Friday, February 13, 2009

The Unfortunate Truth

Why do people get married???? I am at a point in my life that I have no idea why I got married. Nevertheless, why I got married twice.

I think I, like most women, were under the illusion that when a woman marries her "prince" that he will take care of her, protect her, tend to her, be there to hold her hands in times of trouble, tell her how beautiful and amazing she is each and everyday, encourage her to do amazing things with her life. We get married to go to "that place" in our lives and to truly share our lives with the person we love so deeply. Well, we were wrong. We all were terribly wrong.

The truth is, I saw my husband more when we were casually dating that I ever do now. I get to see him when he wakes up. For those glorious 10 minutes he comes out of the room, kisses me, grabs a soda, and then he disappears into his routine of getting ready for work. He leaves quickly and I dont see him again until the next morning, when it starts all over again. On his days off, he is trapped in his bedroom watching Sports Center or playing video games with the children. I might get an hour or two of tv time with him in there and then he disappears to the grocery store for an hour and a half to get a taco kit and ice. (sigh)

I think to myself, maybe i should never have married him. If we weren't married, he would have to make an effort to spend time with me and see me. The time he spends with me would not be taken for granted. More importantly, if we were not married, i wouldnt have to spend all my days picking up the diaster areas he leaves behind in the house.

When you get married, you are not taken care of.

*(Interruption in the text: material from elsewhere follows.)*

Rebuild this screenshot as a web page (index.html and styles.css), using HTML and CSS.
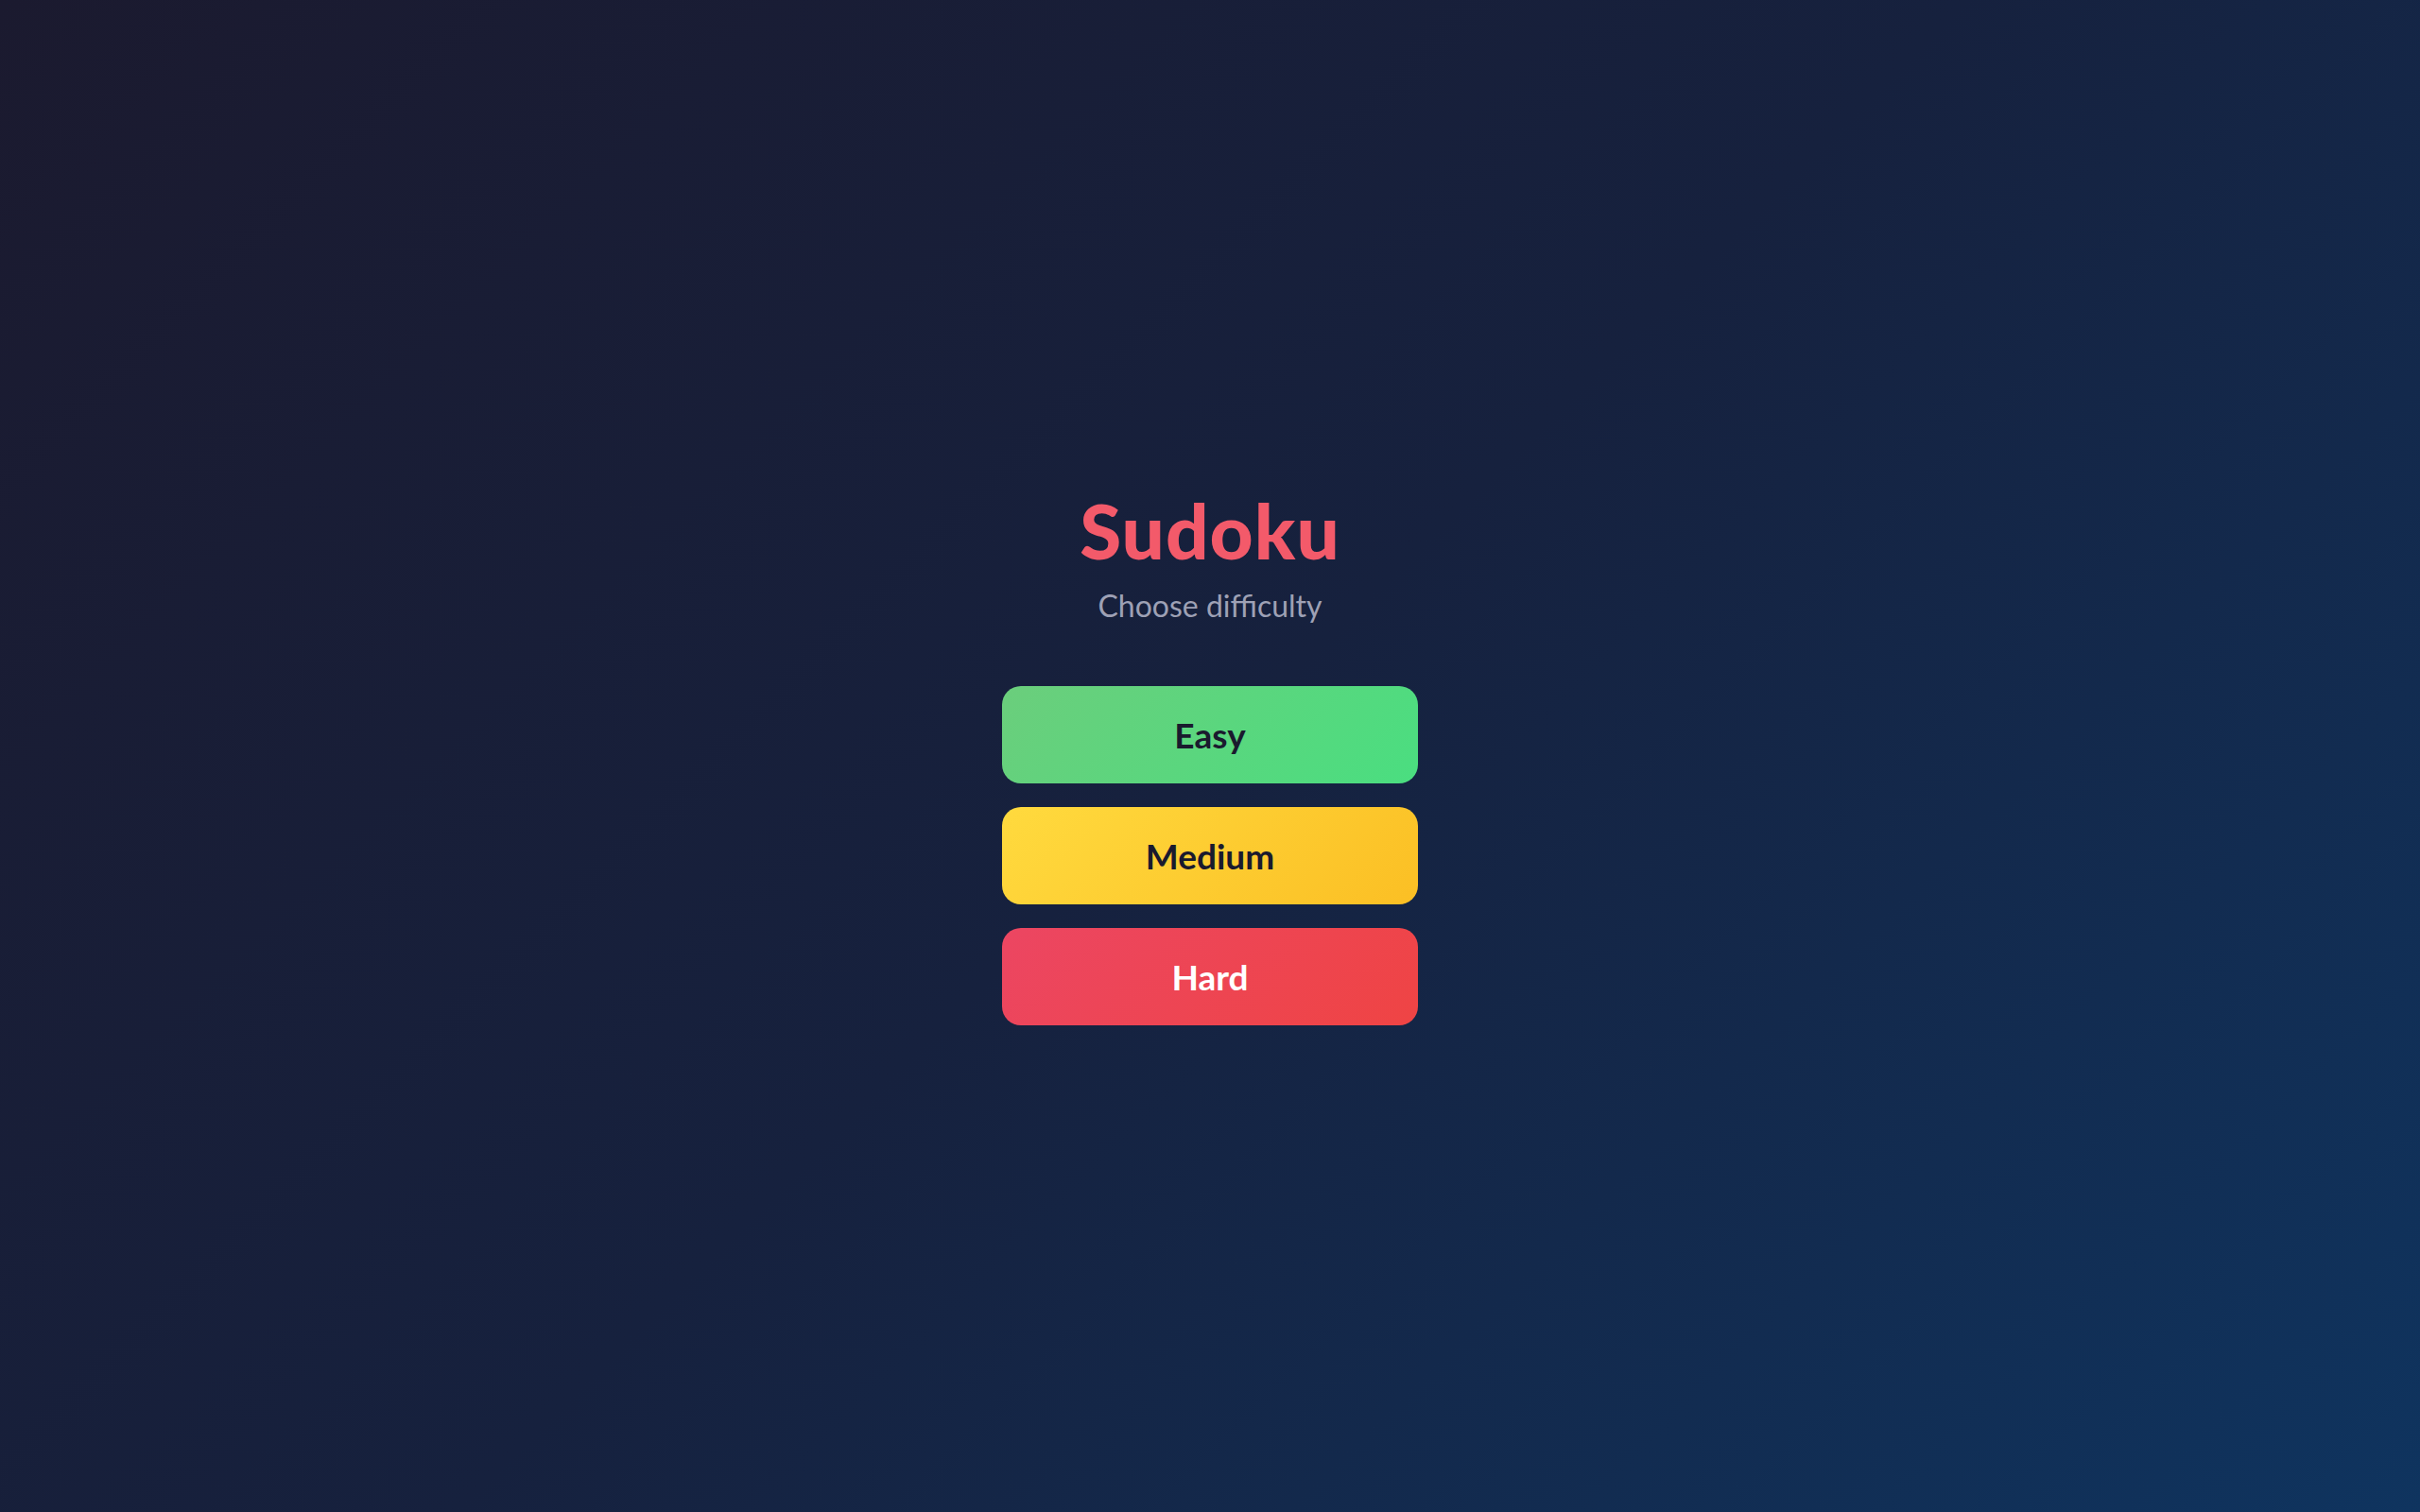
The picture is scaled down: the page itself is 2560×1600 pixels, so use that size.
FILE: index.html
```html
<!DOCTYPE html>
<html lang="en">
<head>
<meta charset="utf-8">
<title>Sudoku</title>
<link rel="stylesheet" href="styles.css">
</head>
<body>
<main class="screen">
  <div class="menu">
    <h1 class="title">Sudoku</h1>
    <p class="subtitle">Choose difficulty</p>
    <div class="buttons">
      <button class="btn btn-easy">Easy</button>
      <button class="btn btn-medium">Medium</button>
      <button class="btn btn-hard">Hard</button>
    </div>
  </div>
</main>
</body>
</html>
```
FILE: styles.css
```css
html, body {
  margin: 0;
  padding: 0;
  height: 100%;
}
body {
  font-family: "Lato", "Noto Sans", sans-serif;
  background: linear-gradient(135deg, #1b1a2f 0%, #16213e 50%, #0f345f 100%);
  color: #fff;
}
.screen {
  height: 100vh;
  box-sizing: border-box;
  padding-top: 6px;
  display: flex;
  align-items: center;
  justify-content: center;
}
.menu {
  display: flex;
  flex-direction: column;
  align-items: center;
}
.title {
  margin: 0;
  font-size: 80px;
  font-weight: 900;
  line-height: 1;
  color: #f35a6a;
  letter-spacing: 1px;
}
.subtitle {
  margin: 21px 0 0;
  font-size: 32px;
  font-weight: 400;
  line-height: 1.2;
  color: #9ea1b5;
}
.buttons {
  margin-top: 66px;
  display: flex;
  flex-direction: column;
  gap: 25px;
}
.btn {
  width: 440px;
  height: 103px;
  border: none;
  border-radius: 20px;
  font-family: inherit;
  font-size: 37px;
  font-weight: 700;
  color: #1a1a2e;
  cursor: pointer;
}
.btn-easy {
  background: linear-gradient(135deg, #6bce7c 0%, #4ade80 100%);
}
.btn-medium {
  background: linear-gradient(135deg, #ffda3e 0%, #fbbf24 100%);
}
.btn-hard {
  background: linear-gradient(135deg, #ec4662 0%, #ef4444 100%);
  color: #fff;
}
```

In fact, I am convinced that men only marry women to get a "mother that they can legally have sex with". They marry you, and then expect you to pay all the bills, do all the chores, do the ironing, dishes, take care of the kids, do the cooking, remember presents on everyone's birthdays, find all the sales, clip the coupons, do the taxes, shovel the driveway, scrub the toilet, and suck their dick all in one day.

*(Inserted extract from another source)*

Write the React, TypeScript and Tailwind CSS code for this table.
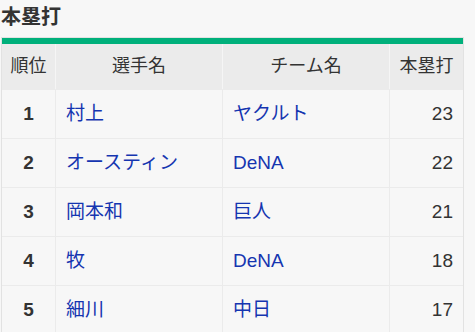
const rows = [
  { rank: 1, name: "村上", team: "ヤクルト", hr: 23 },
  { rank: 2, name: "オースティン", team: "DeNA", hr: 22 },
  { rank: 3, name: "岡本和", team: "巨人", hr: 21 },
  { rank: 4, name: "牧", team: "DeNA", hr: 18 },
  { rank: 5, name: "細川", team: "中日", hr: 17 },
]

export default function App() {
  return (
    <div
      className="min-h-screen bg-[#f7f7f7] text-[#333]"
      style={{ fontFamily: '"Liberation Sans", "Noto Sans CJK JP", sans-serif' }}
    >
      {/* Title */}
      <h2 className="text-[20px] font-bold leading-[28px] pt-[3px] pl-[1px] mb-[6px]">本塁打</h2>

      {/* Ranking table */}
      <div className="ml-[1px] w-[463px] border border-[#e2e2e2] border-b-0">
        <div className="h-[6px] bg-[#00b07b]" />
        <div className="grid grid-cols-[54px_167px_167px_1fr] text-[19px]">
          <div className="h-[45px] bg-[#ebebeb] text-[18px] flex items-center justify-center border-r border-[#f5f5f5]">順位</div>
          <div className="h-[45px] bg-[#ebebeb] text-[18px] flex items-center justify-center border-r border-[#f5f5f5]">選手名</div>
          <div className="h-[45px] bg-[#ebebeb] text-[18px] flex items-center justify-center border-r border-[#f5f5f5]">チーム名</div>
          <div className="h-[45px] bg-[#ebebeb] text-[18px] flex items-center justify-center">本塁打</div>

          {rows.map((r) => (
            <div key={r.rank} className="contents">
              <div className="h-[49px] flex items-center justify-center font-bold border-t border-r border-[#ebebeb]">{r.rank}</div>
              <div className="h-[49px] flex items-center pl-[10px] text-[#1535b0] border-t border-r border-[#ebebeb]">{r.name}</div>
              <div className="h-[49px] flex items-center pl-[10px] text-[#1535b0] border-t border-r border-[#ebebeb]">{r.team}</div>
              <div className="h-[49px] flex items-center justify-end pr-[10px] border-t border-[#ebebeb]">{r.hr}</div>
            </div>
          ))}
        </div>
      </div>
    </div>
  )
}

I think the beauty of fairy tales were that princes are rich. They had hired help to do everything for them. So there wasnt much left over that the prince needed, so he could spend a little effort showering his woman with affection and praise because afterall when you arent fighting about why the little woman hasnt gotten to the "whites" pile of laundry yet, you have PLENTY OF TIME on your hands.

I think one of two things need to happen in this day and age. Either men need to seriously be educated in chivalry and manners. The importance of people and respect for their feelings....OR all of us women need to stay single. Make a life for ourselves that we can deal with and be proud of and keep a man on speed dial for the times you need sex.

Otherwise you are left on a couch in front of the computer thinking to yourself, " I am married to a man who is never here and has left me with a pack of his children to raise and send him updates on" I feel like those christian charity people who are asking you to send money to sponsor your child and whenever your donation is received, we will send you a picture and tell you how your child is doing. This is Jonathan, he is almost two years old now. He likes Jacks Big Music Show and Mac and Cheese. He is very grateful that you send money to buy him milk. Thanks.

2 comments:

Cheryl said...

Thanks for the shout-out. Yes, I saw me in there, LOL.

I think technology has been a huge culprit in the way we spend our time together, too. There's a lot less talking because the TV is on, the laptop is open, and the texting alert keeps going off. I'm seriously starting to consider a 30-min period of "unplugged" time daily (which will admittedly be hardest on me probably).

Jenny Nash said...

Hey girl - Just discovered your blog. First of all -- love the header. Why didn't I predict you would have some sexy siren on the top? Secondly -- man, I'm glad I'm not alone. My situation is a little bit different, but I have been realizing my own "unfortunate truth" recently, too. Can you say -- therapy? prescriptions? prayer? That's where I'm headed. :) Surely they're right when they say, "What doesn't kill us will only make us stronger." right? Hang in there -- Scream at me whenever you need to.